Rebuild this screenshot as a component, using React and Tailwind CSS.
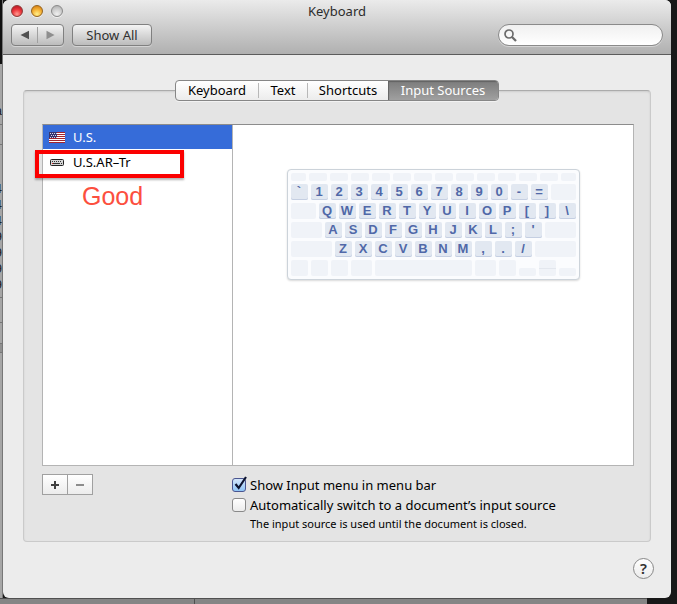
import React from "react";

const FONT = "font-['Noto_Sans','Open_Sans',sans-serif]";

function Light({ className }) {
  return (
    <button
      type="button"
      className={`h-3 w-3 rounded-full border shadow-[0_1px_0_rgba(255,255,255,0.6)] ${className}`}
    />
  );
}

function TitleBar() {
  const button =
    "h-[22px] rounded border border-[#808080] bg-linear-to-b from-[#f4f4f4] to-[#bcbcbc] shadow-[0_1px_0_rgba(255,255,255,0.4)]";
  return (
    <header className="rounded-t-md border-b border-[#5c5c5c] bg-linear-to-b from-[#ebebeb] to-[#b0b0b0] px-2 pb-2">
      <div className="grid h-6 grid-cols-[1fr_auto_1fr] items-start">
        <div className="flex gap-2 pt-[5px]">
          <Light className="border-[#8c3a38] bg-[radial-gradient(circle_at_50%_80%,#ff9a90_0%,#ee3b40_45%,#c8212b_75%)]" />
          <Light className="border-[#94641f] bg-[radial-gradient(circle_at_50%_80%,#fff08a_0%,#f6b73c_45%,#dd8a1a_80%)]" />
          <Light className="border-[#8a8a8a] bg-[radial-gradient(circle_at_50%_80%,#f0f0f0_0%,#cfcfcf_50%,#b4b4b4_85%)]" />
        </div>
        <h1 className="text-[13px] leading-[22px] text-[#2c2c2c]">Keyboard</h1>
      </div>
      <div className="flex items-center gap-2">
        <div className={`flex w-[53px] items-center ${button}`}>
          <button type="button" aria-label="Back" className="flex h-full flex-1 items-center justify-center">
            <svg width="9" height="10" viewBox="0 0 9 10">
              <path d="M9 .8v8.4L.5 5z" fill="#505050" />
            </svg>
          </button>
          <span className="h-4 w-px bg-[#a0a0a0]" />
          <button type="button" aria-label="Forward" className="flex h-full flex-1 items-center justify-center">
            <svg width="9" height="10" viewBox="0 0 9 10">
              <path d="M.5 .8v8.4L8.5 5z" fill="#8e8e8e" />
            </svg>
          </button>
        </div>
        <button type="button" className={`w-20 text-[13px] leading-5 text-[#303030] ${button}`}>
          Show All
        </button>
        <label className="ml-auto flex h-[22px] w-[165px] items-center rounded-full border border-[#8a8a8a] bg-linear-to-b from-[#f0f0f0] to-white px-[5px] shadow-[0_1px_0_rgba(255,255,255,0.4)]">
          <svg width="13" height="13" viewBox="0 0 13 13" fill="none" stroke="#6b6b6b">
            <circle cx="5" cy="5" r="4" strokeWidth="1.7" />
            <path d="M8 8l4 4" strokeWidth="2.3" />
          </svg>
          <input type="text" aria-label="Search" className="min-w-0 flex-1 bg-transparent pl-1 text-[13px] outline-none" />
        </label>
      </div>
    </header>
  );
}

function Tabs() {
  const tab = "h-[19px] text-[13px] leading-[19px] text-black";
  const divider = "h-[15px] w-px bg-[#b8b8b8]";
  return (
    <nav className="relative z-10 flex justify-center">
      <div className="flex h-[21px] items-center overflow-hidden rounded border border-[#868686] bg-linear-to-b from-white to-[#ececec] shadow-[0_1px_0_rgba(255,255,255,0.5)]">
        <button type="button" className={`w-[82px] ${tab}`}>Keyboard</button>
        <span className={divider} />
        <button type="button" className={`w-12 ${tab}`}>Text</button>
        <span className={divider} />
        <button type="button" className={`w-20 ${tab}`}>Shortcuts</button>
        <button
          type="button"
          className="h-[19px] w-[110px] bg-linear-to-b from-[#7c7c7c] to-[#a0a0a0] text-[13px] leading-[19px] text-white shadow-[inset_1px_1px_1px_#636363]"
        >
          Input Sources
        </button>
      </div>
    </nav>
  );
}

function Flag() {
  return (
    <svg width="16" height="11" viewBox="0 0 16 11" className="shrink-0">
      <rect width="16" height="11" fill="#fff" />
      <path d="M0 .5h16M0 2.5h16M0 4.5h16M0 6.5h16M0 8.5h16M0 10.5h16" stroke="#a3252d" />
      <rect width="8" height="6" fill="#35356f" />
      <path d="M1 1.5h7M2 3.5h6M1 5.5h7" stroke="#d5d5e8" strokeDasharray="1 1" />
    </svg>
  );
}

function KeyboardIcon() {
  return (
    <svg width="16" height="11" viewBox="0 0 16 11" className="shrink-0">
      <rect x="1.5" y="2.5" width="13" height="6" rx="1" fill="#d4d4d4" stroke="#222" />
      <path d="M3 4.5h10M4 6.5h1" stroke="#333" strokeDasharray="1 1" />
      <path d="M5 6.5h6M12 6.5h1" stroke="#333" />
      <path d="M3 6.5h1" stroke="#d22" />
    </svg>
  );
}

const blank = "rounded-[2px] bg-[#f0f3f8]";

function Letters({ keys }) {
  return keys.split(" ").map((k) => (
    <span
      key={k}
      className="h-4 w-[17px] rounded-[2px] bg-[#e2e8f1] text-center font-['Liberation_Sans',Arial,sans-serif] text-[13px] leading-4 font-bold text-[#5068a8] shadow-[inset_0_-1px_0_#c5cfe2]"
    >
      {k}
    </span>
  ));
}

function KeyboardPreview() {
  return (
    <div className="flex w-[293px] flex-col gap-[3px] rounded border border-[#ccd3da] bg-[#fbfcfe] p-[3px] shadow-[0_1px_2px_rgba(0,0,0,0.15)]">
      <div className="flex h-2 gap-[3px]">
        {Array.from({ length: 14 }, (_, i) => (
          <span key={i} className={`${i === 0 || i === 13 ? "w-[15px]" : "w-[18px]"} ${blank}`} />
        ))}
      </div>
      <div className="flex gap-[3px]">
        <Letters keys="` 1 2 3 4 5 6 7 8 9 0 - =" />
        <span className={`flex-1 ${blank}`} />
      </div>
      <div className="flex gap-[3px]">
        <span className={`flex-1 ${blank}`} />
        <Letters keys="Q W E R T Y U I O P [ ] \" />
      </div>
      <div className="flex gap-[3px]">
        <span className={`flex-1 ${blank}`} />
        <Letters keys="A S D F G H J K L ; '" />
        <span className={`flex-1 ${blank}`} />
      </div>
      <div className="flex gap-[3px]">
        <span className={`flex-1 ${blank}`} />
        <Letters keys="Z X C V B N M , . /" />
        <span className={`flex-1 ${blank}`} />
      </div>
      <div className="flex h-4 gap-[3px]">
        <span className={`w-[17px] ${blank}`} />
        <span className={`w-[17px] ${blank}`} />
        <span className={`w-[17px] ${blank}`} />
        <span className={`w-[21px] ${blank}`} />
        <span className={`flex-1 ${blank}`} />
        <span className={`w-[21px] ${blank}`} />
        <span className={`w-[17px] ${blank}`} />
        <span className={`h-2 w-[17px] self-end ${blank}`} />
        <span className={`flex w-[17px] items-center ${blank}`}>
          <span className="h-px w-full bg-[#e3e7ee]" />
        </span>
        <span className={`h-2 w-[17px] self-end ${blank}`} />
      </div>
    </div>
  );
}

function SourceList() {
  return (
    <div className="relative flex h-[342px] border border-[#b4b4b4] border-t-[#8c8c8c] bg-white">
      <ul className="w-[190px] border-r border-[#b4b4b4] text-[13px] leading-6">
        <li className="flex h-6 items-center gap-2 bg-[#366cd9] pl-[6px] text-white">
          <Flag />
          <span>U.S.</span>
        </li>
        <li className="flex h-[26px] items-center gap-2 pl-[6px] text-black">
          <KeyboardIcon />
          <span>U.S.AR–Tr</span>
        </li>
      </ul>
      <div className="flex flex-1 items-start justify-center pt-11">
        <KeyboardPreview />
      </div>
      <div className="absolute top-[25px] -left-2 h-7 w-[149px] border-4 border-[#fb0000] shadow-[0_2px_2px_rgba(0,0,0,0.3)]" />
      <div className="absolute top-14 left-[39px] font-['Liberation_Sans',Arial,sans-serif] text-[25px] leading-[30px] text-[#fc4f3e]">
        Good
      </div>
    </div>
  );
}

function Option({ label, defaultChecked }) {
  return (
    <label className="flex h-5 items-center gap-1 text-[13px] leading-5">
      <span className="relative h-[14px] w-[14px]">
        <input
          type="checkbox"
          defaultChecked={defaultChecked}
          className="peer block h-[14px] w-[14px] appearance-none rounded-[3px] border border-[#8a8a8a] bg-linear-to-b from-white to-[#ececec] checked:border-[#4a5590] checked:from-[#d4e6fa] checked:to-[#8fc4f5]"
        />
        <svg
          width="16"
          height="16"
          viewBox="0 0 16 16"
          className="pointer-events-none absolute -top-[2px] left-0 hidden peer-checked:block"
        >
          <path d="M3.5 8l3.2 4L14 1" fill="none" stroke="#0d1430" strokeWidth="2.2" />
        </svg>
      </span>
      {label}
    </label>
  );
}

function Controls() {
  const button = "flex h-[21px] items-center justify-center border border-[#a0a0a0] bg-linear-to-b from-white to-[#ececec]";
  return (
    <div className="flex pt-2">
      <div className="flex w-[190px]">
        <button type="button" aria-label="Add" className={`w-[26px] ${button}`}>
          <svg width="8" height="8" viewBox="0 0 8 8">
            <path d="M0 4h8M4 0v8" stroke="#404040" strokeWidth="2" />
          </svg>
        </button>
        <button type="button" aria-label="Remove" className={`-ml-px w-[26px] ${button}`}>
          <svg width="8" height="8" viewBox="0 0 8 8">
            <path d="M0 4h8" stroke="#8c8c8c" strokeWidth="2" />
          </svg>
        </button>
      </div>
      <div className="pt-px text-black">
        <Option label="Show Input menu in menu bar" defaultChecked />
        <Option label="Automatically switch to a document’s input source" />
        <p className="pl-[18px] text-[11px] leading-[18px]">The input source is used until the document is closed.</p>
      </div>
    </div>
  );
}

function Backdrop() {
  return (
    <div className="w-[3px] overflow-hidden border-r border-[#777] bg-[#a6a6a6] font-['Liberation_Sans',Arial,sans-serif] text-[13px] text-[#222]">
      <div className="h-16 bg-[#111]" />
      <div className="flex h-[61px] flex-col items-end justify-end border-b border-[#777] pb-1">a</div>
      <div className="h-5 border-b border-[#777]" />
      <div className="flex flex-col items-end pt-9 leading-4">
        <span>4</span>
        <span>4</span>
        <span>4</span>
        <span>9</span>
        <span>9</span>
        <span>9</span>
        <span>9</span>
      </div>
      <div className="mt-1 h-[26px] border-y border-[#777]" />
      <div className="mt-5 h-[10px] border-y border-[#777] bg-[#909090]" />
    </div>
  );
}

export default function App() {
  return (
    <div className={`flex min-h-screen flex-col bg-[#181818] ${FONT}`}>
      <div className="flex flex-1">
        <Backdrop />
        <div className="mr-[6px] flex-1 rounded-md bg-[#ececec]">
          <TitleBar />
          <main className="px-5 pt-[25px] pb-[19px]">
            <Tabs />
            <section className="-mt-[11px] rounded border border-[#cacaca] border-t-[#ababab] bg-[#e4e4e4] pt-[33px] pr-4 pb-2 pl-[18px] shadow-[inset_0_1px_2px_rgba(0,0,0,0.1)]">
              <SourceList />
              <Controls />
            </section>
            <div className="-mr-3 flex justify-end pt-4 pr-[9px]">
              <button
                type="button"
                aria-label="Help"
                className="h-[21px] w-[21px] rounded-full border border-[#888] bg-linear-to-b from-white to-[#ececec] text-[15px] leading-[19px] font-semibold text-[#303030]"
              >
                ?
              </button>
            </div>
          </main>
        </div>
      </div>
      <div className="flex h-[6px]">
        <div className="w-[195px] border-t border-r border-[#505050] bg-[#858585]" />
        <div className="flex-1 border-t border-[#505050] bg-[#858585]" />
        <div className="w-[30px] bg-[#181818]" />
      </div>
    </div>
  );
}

Short exercise: Search the material above for "React". Pull out each line where it shows up.

Complete answer:
Rebuild this screenshot as a component, using React and Tailwind CSS.
import React from "react";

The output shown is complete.